After creating a comprehensive mission statement that emphasized the value of customer satisfaction, the department focused on its other major issue: employee turnover.

“In his book Process Consultation, Edgar Schein notes that employees have the highest and very best impression of an organization on the first day of the job,” said Morton, the Public Information and Training director. “From that point on, it’s a downhill slide. Well, we thought if that’s true, how far do they slide? And what’s the cause?” After determining that the absence of realistic performance expectations was a large part of the problem, the department began to evaluate its existing structure for performance expectations. “It was grim,” Morton said. “Employees received mixed signals. They seemed to be confused and tended toward underachievement.”

Morton began to wonder if the tools used to attract, select and retain employees were consistent with the values of the department’s mission statement. She wanted to ensure that the values could be pinpointed in hiring, training, development, and performance-feedback practices.

“We revamped evaluation instruments to emphasize values associated with accuracy and professionalism,” Morton said.

“The missing piece was the way we were evaluating performance,” said Seward, the Contact Center supervisor. “It just didn’t match. We would look at how many calls our agents were taking during the day when our mission was supposed to be about quality. We had to create a system of valuing performance that reflected quality. Now, we’re looking at the quality of each interaction.”

After developing new standards for performance evaluations, the department began creating detailed task analyses for job duties in the Contact Center.

“A task analysis states a general job duty or area of responsibility then breaks it down into smaller units,” Morton said. “The smaller units give employees the opportunity to demonstrate proficiency in each one.”

A general overview of a job’s task tells what the job is, but not how to accomplish it. By constructing a detailed analysis of each function, the Contact Center sought to offer its employees a higher rate of success in each responsibility.

“We have lots of job aids available so it’s really comforting to know that if I don’t know something, I know where to get the information I’m looking for,” said Clare Cunningham, an office specialist at the Contact Center. “For new employees, it’s invaluable to have that information in front of you. It’s also a good reminder for staff who’ve been doing this for a really long time.”

Another way the department has increased employee satisfaction is by sharing the positive feedback it receives from customers. Employees regularly receive copies of the positive emails customers send to the department, along with recognition from supervisors.

“We automatically receive helpful and positive feedback when we do a good job,” Cunningham said. “Customer feedback also gets shared with everyone in the department.
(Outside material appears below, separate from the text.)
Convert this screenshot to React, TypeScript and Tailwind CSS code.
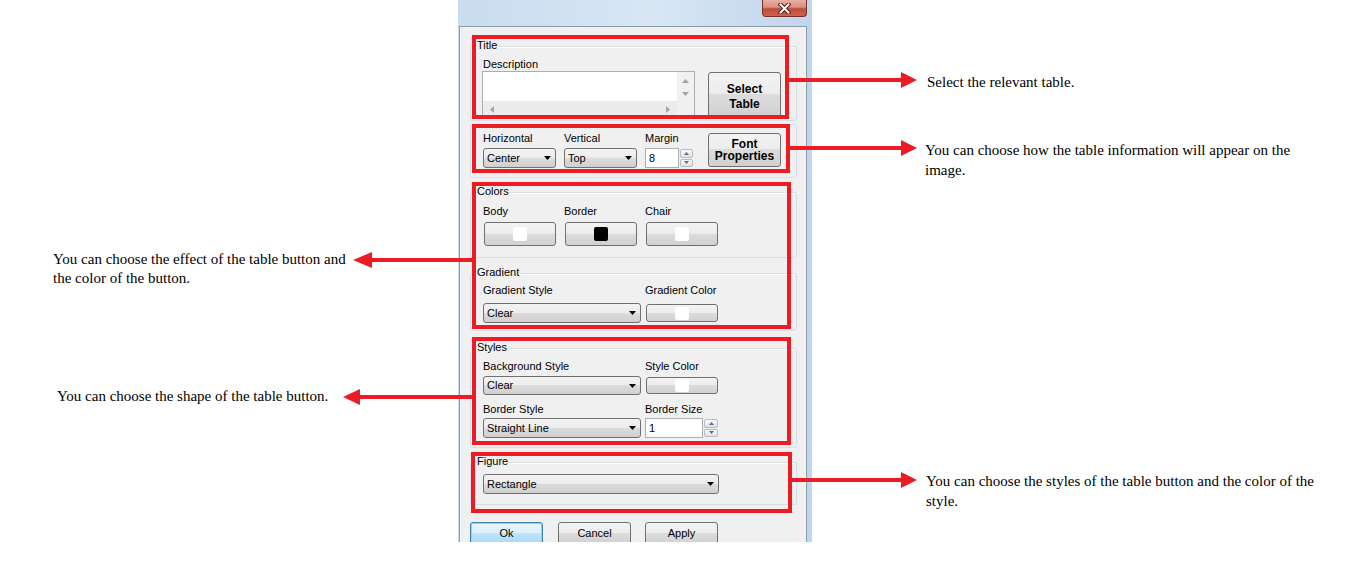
import type { ReactNode } from 'react'

const btnBg = 'bg-[linear-gradient(#f3f3f3_0%,#ececec_48%,#dddddd_48%,#d0d0d0_100%)]'

function Caret() {
  return (
    <svg width="7" height="4" viewBox="0 0 7 4" className="shrink-0">
      <path d="M0 0h7L3.5 4z" fill="#000" />
    </svg>
  )
}

function Combo({ value, className }: { value: string; className: string }) {
  return (
    <div
      className={`flex items-center justify-between rounded-[3px] border border-[#707070] pl-[3px] pr-[4px] ${btnBg} ${className}`}
    >
      <span className="leading-none">{value}</span>
      <Caret />
    </div>
  )
}

function ColorButton({ swatch, className }: { swatch: string; className: string }) {
  return (
    <div
      className={`ml-px flex w-[72px] items-center justify-center rounded-[3px] border border-[#707070] ${btnBg} ${className}`}
    >
      <div className={`w-[14px] rounded-[2px] ${swatch}`} />
    </div>
  )
}

function SpinArrow({ up }: { up?: boolean }) {
  return (
    <div className="flex flex-1 items-center justify-center rounded-[2px] border border-[#b5bcc7] bg-[linear-gradient(#f8f9fb,#dde2e8)]">
      <svg width="5" height="3" viewBox="0 0 5 3">
        <path d={up ? 'M0 3h5L2.5 0z' : 'M0 0h5L2.5 3z'} fill="#5b6d8c" />
      </svg>
    </div>
  )
}

function Spin({ value, inputClass, arrowClass }: { value: string; inputClass: string; arrowClass: string }) {
  return (
    <div className="flex h-[20px] gap-px">
      <div className={`flex items-center border border-[#abadb3] bg-white pl-[3px] ${inputClass}`}>{value}</div>
      <div className={`flex flex-col gap-px py-px ${arrowClass}`}>
        <SpinArrow up />
        <SpinArrow />
      </div>
    </div>
  )
}

function Group({ label, className, children }: { label?: string; className: string; children: ReactNode }) {
  return (
    <div className={`relative rounded-[3px] border border-[#d5dfe5] shadow-[inset_1px_1px_0_#ffffff] ${className}`}>
      {label && <span className="absolute left-[6px] top-[-8px] bg-[#f0f0f0] leading-[13px]">{label}</span>}
      {children}
    </div>
  )
}

function Tri({ d }: { d: string }) {
  return (
    <svg width="7" height="5" viewBox="0 0 7 5">
      <path d={d} fill="#a3a3a3" />
    </svg>
  )
}

function Description() {
  return (
    <div className="flex h-[47px] w-[213px] flex-col border border-[#abadb3] bg-white">
      <div className="flex flex-1">
        <div className="flex-1" />
        <div className="flex w-[17px] flex-col items-center justify-between bg-[#f1f1f1] pb-[4px] pt-[6px]">
          <Tri d="M0 5h7L3.5 1z" />
          <Tri d="M0 0h7L3.5 4z" />
        </div>
      </div>
      <div className="flex h-[16px]">
        <div className="flex flex-1 items-center justify-between bg-[#ececec] px-[7px]">
          <svg width="5" height="7" viewBox="0 0 5 7">
            <path d="M4 0v7L0 3.5z" fill="#a3a3a3" />
          </svg>
          <svg width="5" height="7" viewBox="0 0 5 7">
            <path d="M1 0v7L5 3.5z" fill="#a3a3a3" />
          </svg>
        </div>
        <div className="w-[17px] bg-[#f0f0f0]" />
      </div>
    </div>
  )
}

function Dialog() {
  return (
    <div className="flex h-[542px] w-[354px] shrink-0 flex-col overflow-hidden bg-[linear-gradient(to_right,#c9dcf0,#d8e6f4_55%,#c0d6ec)] pl-px pr-[5px] font-['Liberation_Sans',Arial,sans-serif] text-[11px] text-black">
      <div className="flex h-[26px] shrink-0 justify-end">
        <div className="flex h-[17px] w-[45px] items-center justify-center rounded-b-[4px] border border-t-0 border-[#7a2f26] bg-[linear-gradient(#e7b1a5_0%,#d98f7f_45%,#c24a3b_55%,#cc6450_100%)]">
          <svg width="13" height="11" viewBox="0 0 13 11">
            <path d="M2.5 1.5l8 8M10.5 1.5l-8 8" stroke="#4d1c16" strokeWidth="4" strokeLinecap="square" />
            <path d="M2.5 1.5l8 8M10.5 1.5l-8 8" stroke="#ffffff" strokeWidth="2" strokeLinecap="square" />
          </svg>
        </div>
      </div>

      <div className="flex-1 border border-b-0 border-[#8e9bab] bg-[#f0f0f0] pl-[10px] pr-[9px]">
        <Group label="Title" className="mt-[19px] h-[75px] pl-[11px] pt-[11px]">
          <div className="flex items-start">
            <div>
              <div className="ml-px leading-[13px]">Description</div>
              <Description />
            </div>
            <div
              className={`ml-[13px] mt-[14px] flex h-[46px] w-[73px] flex-col items-center justify-center rounded-[3px] border border-[#707070] pt-[3px] text-[12px] font-bold leading-[15px] ${btnBg}`}
            >
              <span>Select</span>
              <span>Table</span>
            </div>
          </div>
        </Group>

        <Group className="mt-[3px] h-[54px] pl-[12px] pt-[7px]">
          <div className="flex items-start">
            <div className="w-[81px]">
              <div className="leading-[13px]">Horizontal</div>
              <Combo value="Center" className="mt-[3px] h-[20px] w-[73px]" />
            </div>
            <div className="w-[81px]">
              <div className="leading-[13px]">Vertical</div>
              <Combo value="Top" className="mt-[3px] h-[20px] w-[73px]" />
            </div>
            <div className="w-[63px]">
              <div className="leading-[13px]">Margin</div>
              <div className="mt-[3px]">
                <Spin value="8" inputClass="w-[34px]" arrowClass="w-[13px]" />
              </div>
            </div>
            <div
              className={`mt-px flex h-[34px] w-[73px] flex-col items-center justify-center rounded-[3px] border border-[#707070] text-[12px] font-bold leading-[12px] ${btnBg}`}
            >
              <span>Font</span>
              <span>Properties</span>
            </div>
          </div>
        </Group>

        <Group label="Colors" className="mt-[14px] pb-[11px] pl-[12px] pt-[12px]">
          <div className="flex">
            <div className="w-[81px]">
              <div className="leading-[13px]">Body</div>
              <ColorButton swatch="h-[14px] bg-white" className="mt-[4px] h-[24px]" />
            </div>
            <div className="w-[81px]">
              <div className="leading-[13px]">Border</div>
              <ColorButton swatch="h-[14px] bg-black" className="mt-[4px] h-[24px]" />
            </div>
            <div className="w-[81px]">
              <div className="leading-[13px]">Chair</div>
              <ColorButton swatch="h-[14px] bg-white" className="mt-[4px] h-[24px]" />
            </div>
          </div>
        </Group>

        <Group label="Gradient" className="mt-[15px] pb-[7px] pl-[12px] pt-[10px]">
          <div className="flex">
            <div className="w-[162px]">
              <div className="leading-[13px]">Gradient Style</div>
              <Combo value="Clear" className="mt-[6px] h-[20px] w-[158px]" />
            </div>
            <div>
              <div className="leading-[13px]">Gradient Color</div>
              <ColorButton swatch="h-[13px] bg-white" className="mt-[7px] h-[18px]" />
            </div>
          </div>
        </Group>

        <Group label="Styles" className="mt-[17px] pb-[9px] pl-[12px] pt-[11px]">
          <div className="flex">
            <div className="w-[162px]">
              <div className="leading-[13px]">Background Style</div>
              <Combo value="Clear" className="mt-[3px] h-[19px] w-[158px]" />
            </div>
            <div>
              <div className="leading-[13px]">Style Color</div>
              <ColorButton swatch="h-[13px] bg-white" className="mt-[4px] h-[17px]" />
            </div>
          </div>
          <div className="mt-[8px] flex">
            <div className="w-[162px]">
              <div className="leading-[13px]">Border Style</div>
              <Combo value="Straight Line" className="mt-[2px] h-[20px] w-[158px]" />
            </div>
            <div>
              <div className="leading-[13px]">Border Size</div>
              <div className="mt-[2px]">
                <Spin value="1" inputClass="w-[58px]" arrowClass="w-[14px]" />
              </div>
            </div>
          </div>
        </Group>

        <Group label="Figure" className="mt-[14px] pb-[10px] pl-[12px] pt-[11px]">
          <Combo value="Rectangle" className="h-[20px] w-[236px]" />
        </Group>

        <div className="mt-[17px] flex">
          <div className="flex h-[23px] w-[73px] items-center justify-center rounded-[3px] border border-[#3c7fb1] bg-[linear-gradient(#eaf6fd_0%,#d9f0fc_48%,#bee6fd_48%,#a7d9f5_100%)] shadow-[inset_0_0_0_1px_#8fd2f5]">
            Ok
          </div>
          <div className={`ml-[15px] flex h-[23px] w-[73px] items-center justify-center rounded-[3px] border border-[#707070] ${btnBg}`}>
            Cancel
          </div>
          <div className={`ml-[14px] flex h-[23px] w-[73px] items-center justify-center rounded-[3px] border border-[#707070] ${btnBg}`}>
            Apply
          </div>
        </div>
      </div>
    </div>
  )
}

function Overlay() {
  const red = '#ed1c24'
  return (
    <svg
      className="pointer-events-none absolute left-0 top-0"
      width="1360"
      height="585"
      viewBox="0 0 1360 585"
    >
      <g fill="none" stroke={red} strokeWidth="4">
        <rect x="474" y="37" width="313" height="80" />
        <rect x="474" y="126" width="314" height="45" />
        <rect x="474" y="184" width="315" height="143" />
        <rect x="474" y="339" width="315" height="104" />
        <rect x="473" y="454" width="317" height="57" />
      </g>
      <g fill={red}>
        <rect x="789" y="78" width="114" height="4" />
        <path d="M901 72L917 80L901 88z" />
        <rect x="790" y="146" width="113" height="4" />
        <path d="M901 140L917 148L901 156z" />
        <rect x="792" y="478" width="111" height="4" />
        <path d="M901 472L917 480L901 488z" />
        <rect x="370" y="258" width="104" height="4" />
        <path d="M372 252L353 260L372 268z" />
        <rect x="358" y="395" width="116" height="4" />
        <path d="M360 389L343 397L360 405z" />
      </g>
    </svg>
  )
}

export default function App() {
  return (
    <div className="relative flex h-[585px] w-[1360px] overflow-hidden bg-white font-['Liberation_Serif','Times_New_Roman',serif] text-[15px] text-black">
      <div className="w-[458px] shrink-0 pt-[250px] leading-[19px]">
        <p className="ml-[53px] whitespace-nowrap">
          You can choose the effect of the table button and
          <br />
          the color of the button.
        </p>
        <p className="ml-[57px] mt-[99px] whitespace-nowrap">You can choose the shape of the table button.</p>
      </div>

      <Dialog />

      <div className="flex-1 pt-[72px] leading-[20px]">
        <p className="ml-[115px] whitespace-nowrap">Select the relevant table.</p>
        <p className="ml-[113px] mt-[48px] whitespace-nowrap">
          You can choose how the table information will appear on the
          <br />
          image.
        </p>
        <p className="ml-[114px] mt-[291px] whitespace-nowrap">
          You can choose the styles of the table button and the color of the
          <br />
          style.
        </p>
      </div>

      <Overlay />
    </div>
  )
}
When we do well, we’re immediately given credit and praise for that.”

Those involved said they believe the Connecting Values and Performance Program has successfully improved customer service and satisfaction. Morton also said the department has fewer job vacancies due to job dissatisfaction than in the past. Because the Contact Center’s program has been so successful, managers and supervisors from other departments have been contacting Seward for advice.

“We’ve worked with several other departments who’ve seen our work and have developed other models for customer relationships,” Seward said. “They’re implementing very similar strategies for call flow and feedback.”

Assessor-Collector Spears insists the success of the program lies in giving supervisors the freedom to come up with new ideas. “This program has grown out of a need to keep improving the way we serve our customers,” Spears said. “The division manager is very creative so we’re able to make this kind of change because all our managers are free to be creative and come up with solutions to any problem they may have.”